Mark Wadsworth said...

Kj, some sort of turnover tax is the logical conclusion, assuming a government wants to collect some money in return for protecting patent and copyright income.

DBC Reed said...

Sorry to interject, but I haven't noticed any reference to Saturday's Daily Telegraph 29.vi.13 which led with 'End of the Thatcher Property Revolution' on the front page. Based on ONS figures, this depicts a Doomsday scenario for Homeownerism with 58% of 25-34 year olds owning homes in 2001; 40% in 2011.More people (9million!)renting than any time since 1961.The figures are going our way but more quickly than might have been anticipated. The quote from Nick Faith of the more-independent-than- most Policy Exchange ,calling this shift " a long term challenge for all political parties ,especially the Conservatives" is ,if anything, an understatement.

Kj said...

DBC: well, the upside is a majority of renters is fertile ground for LVT I guess.

Anonymous said...

DBC, I did notice that, but it's nothing we didn't know already.

Plus I didn't like the headline, which should have read "Final Victory for Thatcher Property Revolution!" rather than "End of...". This concentration of land ownership was what they planned all along!

I also refer you to Kj's comment, it's all fertile ground, I just need to get those ten million people under 40 who neither own land nor bother to vote, to vote for YPP :-)

DBC Reed said...

@MW
Quite- but I don't think you're going to get people to vote for the Young People's Party if they're thirty-something renters with children! Something like Generation Rent might be better ,dropping the "The" in true 1960's fashion.(The Who started off as Who I remember.)You do need a name that is self-explanatory because that is the only electoral propaganda you can afford. People need to see it on the ballot paper (probably for the first time ) and think Give them a go. N.B anybody called Thatcher, no matter whom they represented, always got more votes in her day; people with names beginning the lower letters of alphabet always do better than the maths would suggest because they appear at the top of the list. These things matter! Do take these things more seriously - there is something of YPP a bit stunt-like.

Mark Wadsworth said...

DBC, until somebody thinks up a generic word for "people who'd be better off under LVT and who are socially liberal re e.g. drugs and who might like half of student loans to be waived" then I'll stick with "young", thank you very much.
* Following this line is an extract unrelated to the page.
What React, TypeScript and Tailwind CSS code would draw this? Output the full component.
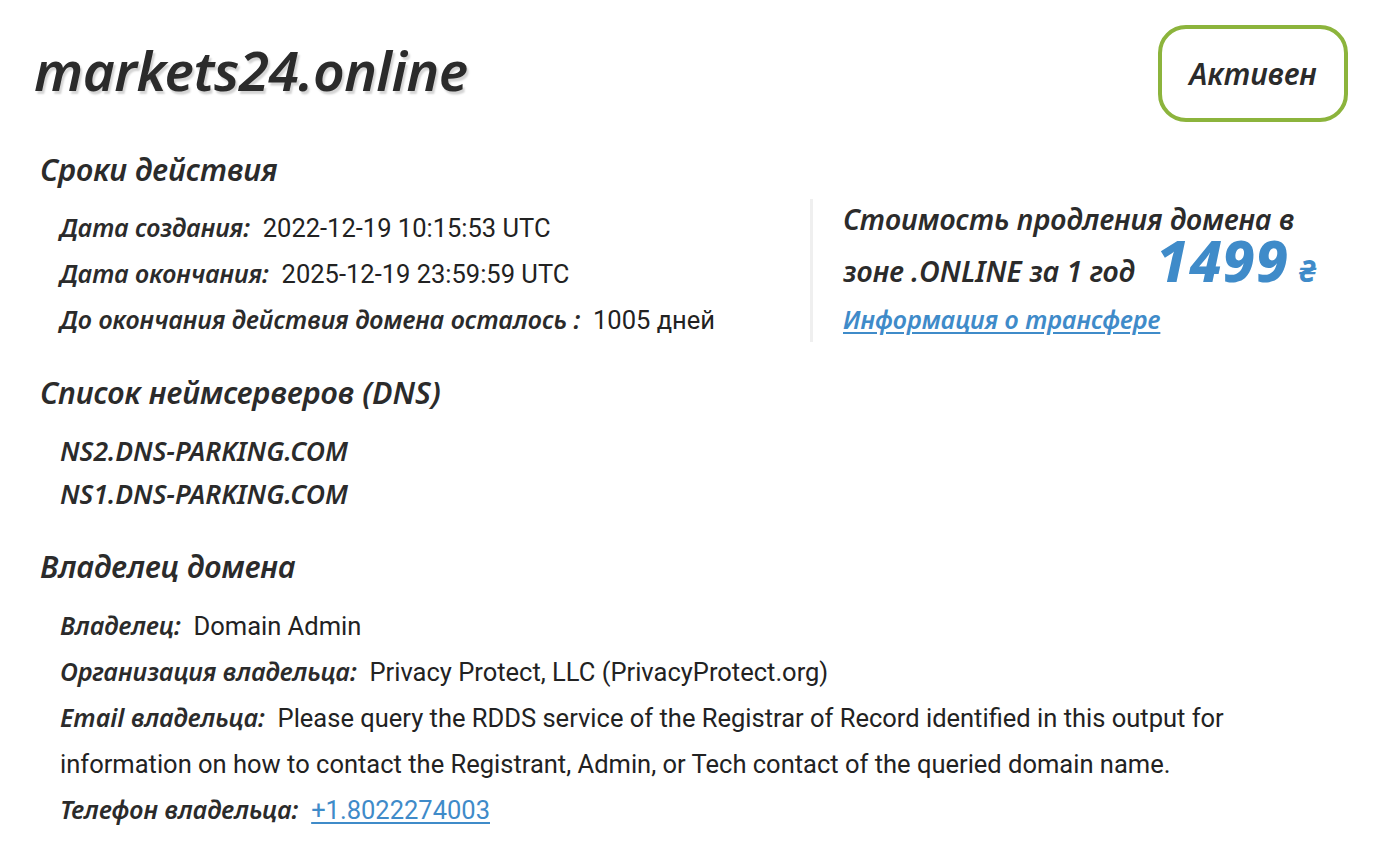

We've done this to death - YPP is an obvious name because it must be clear from the off what our policies are on 90% of things.

As to positioning on ballot papers, I trust that you are aware that on most ballot papers candidates are ordered alphabetically by surname?

And if they are ordered by party name, then sod it, I'm quite happy to be last, to pick up the votes of people who turn up to vote but then despair at the candidates on offer and then simply tick the last one because they can't be bothered reading the list again.

I take this all very seriously indeed, even "politics as satire".

Bayard said...

DBC, AFAIAC, thirty-somethings ARE young people. The only thing the YPP lacks is a strapline "the party that fights for young people" or something to dispel the notion that it is a party OF young people only.

Mark Wadsworth said...

B, you're going to have to set yourself up with a new Blogger ID or something because all your comments go to spam whence I have to retrieve them all every evening.

And yes, a good strapline is always handy. The best I could come up with is "Don't waste your protest vote".

Apparently, the Post Office won't deliver leaflets which just say "Fuck the lot of the whinging bastards".

Unknown said...

This is my new identity.

Bayard.

Mark Wadsworth said...

MC, interesting.

Which is first name and which is surname? Is is "Mr M. Charles" or "Mr Charles, M."?

Unknown said...

Mr M. Charles. Sadly, my comments are still disappearing. Perhaps Google has my IP address down as belonging to a spamster.